With the possible exception of Austin Rivers, Robinson had been the most disappointing 2012 lottery pick this season. An All-American and the Big 12 Player of the Year, he went fifth overall to the Sacramento Kings, who weren’t exactly loaded in the frontcourt.

There appeared to be an opportunity for Robinson to make an impact as a rookie, but he did not. He has averaged 4.8 points and 4.7 rebounds in just under 16 minutes. He has scored in double digits a mere seven times. He has three double-doubles, all in a nine-game span in January.

On Wednesday, the Kings kicked off the trade deadline hysteria by giving up on Robinson after just four months and sending him with Cisco Garcia and Tyler Honeycutt to Houston for Patrick Patterson, Toney Douglas and Cole Aldrich.

The Rockets also traded Marcus Morris to the Phoenix Suns, which means Houston cleared out both of the players who had manned their power forward spot this season. Yes, we know the Rockets like to play small with Chandler

Parsons at the 4 and Carlos Delfino at small forward. But right now, their only established NBA big man is center Omer Asik.

Aside from Robinson, the power forwards on Houston’s roster are Greg Smith and rookies Donatas Motiejunas, Terrence Jones and Royce White, all of whom have spent the season bouncing back and forth between the NBA and the D-League. You could argue that Robinson – as disappointing as he has been this season – is better than all of them.

What cannot be argued is this: Robinson now plays for a team that is clearly committed to building through youth and developing its young players at both the NBA and D-League levels. The Rockets used nine players in a 122-119

home win over Oklahoma City on Wednesday, and Delfino – who is all of 30 – was the only one with more than four seasons under his belt.

Contrast that with what is going on in Sacramento, where the Maloof family continued its penny-pinching ways in advance of selling the directionless Kings to the highest of two bidders. By dumping out of Robinson’s rookie contract (4 years, $19 million if both his options are picked up), they showed that they are far more interested in counting beans than winning games.

Robinson also exits an environment that was not conducive to development. The Kings seem to be putting out fires set by the immature DeMarcus Cousins every couple of weeks and have spent a fair amount of time over the last year-plus stroking the ego of Tyreke Evans, who refuses to modify his game for the good of himself and the team.

As far as we can see it, the only downside to Robinson leaving Sacramento is that he missed out on a chance to be overpaid by the Kings, who gave bloated contracts to Garcia, Marcus Thornton, Chuck Hayes, Jason Thompson and Travis Outlaw in recent years.

That probably wouldn’t have happened under new ownership in Sacramento or Seattle.

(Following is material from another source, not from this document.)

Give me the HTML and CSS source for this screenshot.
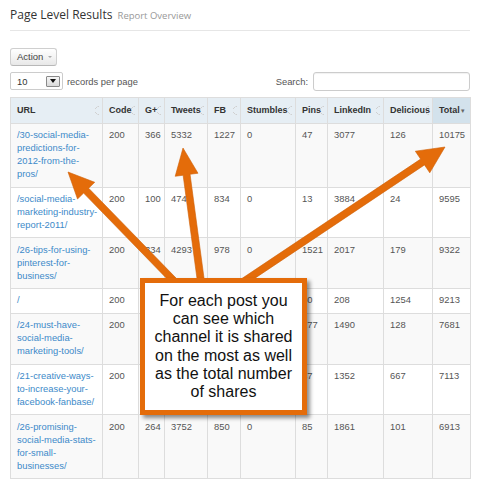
FILE: index.html
```html
<!DOCTYPE html>
<html>
<head>
<meta charset="utf-8">
<link rel="stylesheet" href="styles.css">
</head>
<body>
<div class="page">
  <h1 class="title">Page Level Results <small>Report Overview</small></h1>
  <div class="toolbar">
    <button class="btn">Action <span class="caret"></span></button>
  </div>
  <div class="controls">
    <div class="length">
      <div class="select"><span>10</span><span class="dd"><span class="tri"></span></span></div>
      <span class="lbl">records per page</span>
    </div>
    <div class="search">
      <span class="lbl">Search:</span>
      <span class="input"></span>
    </div>
  </div>
  <table class="results">
    <colgroup>
      <col class="c-url"><col class="c-code"><col class="c-gp"><col class="c-tw"><col class="c-fb"><col class="c-st"><col class="c-pi"><col class="c-li"><col class="c-de"><col class="c-to">
    </colgroup>
    <thead>
      <tr>
        <th>URL<span class="sort"></span></th>
        <th>Code<span class="sort"></span></th>
        <th>G+<span class="sort"></span></th>
        <th>Tweets<span class="sort"></span></th>
        <th>FB<span class="sort"></span></th>
        <th>Stumbles<span class="sort"></span></th>
        <th>Pins<span class="sort"></span></th>
        <th>LinkedIn<span class="sort"></span></th>
        <th>Delicious<span class="sort"></span></th>
        <th class="sorted">Total<span class="desc">&#9662;</span></th>
      </tr>
    </thead>
    <tbody>
      <tr><td><a href="#">/30-social-media-<br>predictions-for-<br>2012-from-the-<br>pros/</a></td><td>200</td><td>366</td><td>5332</td><td>1227</td><td>0</td><td>47</td><td>3077</td><td>126</td><td>10175</td></tr>
      <tr><td><a href="#">/social-media-<br>marketing-industry-<br>report-2011/</a></td><td>200</td><td>100</td><td>4740</td><td>834</td><td>0</td><td>13</td><td>3884</td><td>24</td><td>9595</td></tr>
      <tr><td><a href="#">/26-tips-for-using-<br>pinterest-for-<br>business/</a></td><td>200</td><td>334</td><td>4293</td><td>978</td><td>0</td><td>1521</td><td>2017</td><td>179</td><td>9322</td></tr>
      <tr><td><a href="#">/</a></td><td>200</td><td></td><td></td><td></td><td></td><td>60</td><td>208</td><td>1254</td><td>9213</td></tr>
      <tr><td><a href="#">/24-must-have-<br>social-media-<br>marketing-tools/</a></td><td>200</td><td></td><td></td><td></td><td></td><td>277</td><td>1490</td><td>128</td><td>7681</td></tr>
      <tr><td><a href="#">/21-creative-ways-<br>to-increase-your-<br>facebook-fanbase/</a></td><td>200</td><td></td><td></td><td></td><td></td><td>47</td><td>1352</td><td>667</td><td>7113</td></tr>
      <tr><td><a href="#">/26-promising-<br>social-media-stats-<br>for-small-<br>businesses/</a></td><td>200</td><td>264</td><td>3752</td><td>850</td><td>0</td><td>85</td><td>1861</td><td>101</td><td>6913</td></tr>
    </tbody>
  </table>
</div>

<svg class="arrows" width="480" height="479" viewBox="0 0 480 479">
  <polygon points="177.51,279.56 88.64,188.20 94.73,182.27 68,172 77.53,199.01 83.62,193.08 172.49,284.44"/>
  <polygon points="204.47,281.53 190.06,174.29 197.99,173.23 183,148 175.19,176.29 183.12,175.23 197.53,282.47"/>
  <polygon points="244.95,284.91 424.50,164.91 429.77,172.81 445,147 415.33,151.19 420.61,159.09 241.06,279.09"/>
</svg>

<div class="callout">For each post you<br>can see which<br>channel it is shared<br>on the most as well<br>as the total number<br>of shares</div>
</body>
</html>
```

FILE: styles.css
```css
html, body {
  margin: 0;
  padding: 0;
  background: #fff;
}
body {
  width: 480px;
  height: 479px;
  overflow: hidden;
  font-family: "Liberation Sans", Arial, sans-serif;
}
.page {
  padding: 0 10px;
}
.title {
  margin: 0;
  padding: 7px 0 6px;
  border-bottom: 1px solid #e6e6e6;
  font-family: "Open Sans", "Liberation Sans", sans-serif;
  font-size: 12px;
  line-height: 16px;
  font-weight: normal;
  color: #333;
}
.title small {
  font-size: 9.5px;
  color: #999;
  margin-left: 2px;
}
.toolbar {
  margin-top: 15px;
  height: 18px;
}
.btn {
  display: inline-flex;
  align-items: center;
  height: 18px;
  width: 47px;
  padding: 0 6px;
  margin: 0;
  box-sizing: border-box;
  border: 1px solid #cfcfcf;
  border-bottom-color: #b8b8b8;
  border-radius: 3px;
  background: linear-gradient(#ffffff, #e8e8e8);
  font-family: "Liberation Sans", Arial, sans-serif;
  font-size: 9.5px;
  color: #444;
}
.caret {
  display: inline-block;
  width: 0;
  height: 0;
  margin-left: 5px;
  border-left: 2.5px solid transparent;
  border-right: 2.5px solid transparent;
  border-top: 2.5px solid #aaa;
}
.controls {
  margin-top: 7px;
  height: 20px;
  display: flex;
  justify-content: space-between;
  align-items: center;
  font-size: 9.4px;
  color: #555;
}
.length, .search {
  display: flex;
  align-items: center;
}
.select {
  width: 53px;
  height: 18px;
  box-sizing: border-box;
  border: 1px solid #ccc;
  border-radius: 2px;
  background: #fff;
  display: flex;
  align-items: center;
  justify-content: space-between;
  padding: 0 2px 0 6px;
  color: #333;
}
.dd {
  width: 14px;
  height: 11px;
  box-sizing: border-box;
  border: 1px solid #8a8a8a;
  border-radius: 1px;
  background: linear-gradient(#f6f6f6, #d9d9d9);
  display: flex;
  align-items: center;
  justify-content: center;
}
.tri {
  width: 0;
  height: 0;
  border-left: 3px solid transparent;
  border-right: 3px solid transparent;
  border-top: 4px solid #111;
}
.length .lbl {
  margin-left: 4px;
}
.search .lbl {
  margin-right: 5px;
}
.input {
  display: block;
  width: 157px;
  height: 19px;
  box-sizing: border-box;
  border: 1px solid #ccc;
  border-radius: 3px;
  background: #fff;
  box-shadow: inset 0 1px 1px rgba(0,0,0,0.06);
}
.results {
  margin-top: 6px;
  width: 460px;
  table-layout: fixed;
  border-collapse: collapse;
  border: 1px solid #dddddd;
  font-size: 9.4px;
  color: #555;
}
.c-url { width: 92px; }
.c-code { width: 36px; }
.c-gp { width: 26px; }
.c-tw { width: 43px; }
.c-fb { width: 33px; }
.c-st { width: 55px; }
.c-pi { width: 32px; }
.c-li { width: 56px; }
.c-de { width: 49px; }
.c-to { width: 38px; }
.results th, .results td {
  padding: 5.5px 6px;
  line-height: 12.9px;
  border: 1px solid #dddddd;
  vertical-align: top;
  text-align: left;
  white-space: nowrap;
  overflow: visible;
}
.results th {
  position: relative;
  background: #e6eef4;
  color: #333;
  font-size: 9px;
  font-weight: bold;
}
.results th.sorted {
  background: #d3e2ec;
}
.sort {
  position: absolute;
  right: 2px;
  top: 8px;
  width: 5px;
  height: 9px;
  background:
    linear-gradient(to bottom right, transparent 45%, #d0d0d0 46%, #d0d0d0 60%, transparent 61%) 0 0 / 2.5px 3px no-repeat,
    linear-gradient(to bottom left, transparent 45%, #d0d0d0 46%, #d0d0d0 60%, transparent 61%) 2.5px 0 / 2.5px 3px no-repeat,
    linear-gradient(to top right, transparent 45%, #d0d0d0 46%, #d0d0d0 60%, transparent 61%) 0 6px / 2.5px 3px no-repeat,
    linear-gradient(to top left, transparent 45%, #d0d0d0 46%, #d0d0d0 60%, transparent 61%) 2.5px 6px / 2.5px 3px no-repeat;
}
.desc {
  font-size: 7px;
  color: #666;
  margin-left: 1px;
  font-weight: normal;
}
.results tbody tr:nth-child(odd) td {
  background: #f9f9f9;
}
.results tbody tr:nth-child(even) td {
  background: #ffffff;
}
.results a {
  color: #3d8ac9;
  text-decoration: none;
}
.arrows {
  position: absolute;
  left: 0;
  top: 0;
  pointer-events: none;
}
.arrows polygon {
  fill: #e46c0a;
  stroke: #cf5f06;
  stroke-width: 0.6;
  stroke-linejoin: miter;
}
.callout {
  position: absolute;
  left: 140px;
  top: 278px;
  width: 167px;
  height: 137px;
  box-sizing: border-box;
  border: 5px solid #e46c0a;
  background: #fff;
  box-shadow: 3px 3px 4px rgba(0,0,0,0.45);
  display: flex;
  align-items: center;
  justify-content: center;
  text-align: center;
  font-family: "Liberation Sans", Arial, sans-serif;
  font-size: 16px;
  line-height: 18.3px;
  color: #111;
}
```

And it certainly won’t happen in Houston, where GM Daryl Morey and his reliance on analytics has the Rockets in a playoff spot despite playing in the unforgiving Western Conference with the lowest payroll in the NBA.

Trading lottery picks in their rookie seasons happens more than you think. The Knicks moved Jordan Hill in 2010 to clear cap room and the Nets packaged Derrick Favors a year later for Deron Williams. Heck, the Rockets even traded Jeremy Lamb to get Harden right before this season started.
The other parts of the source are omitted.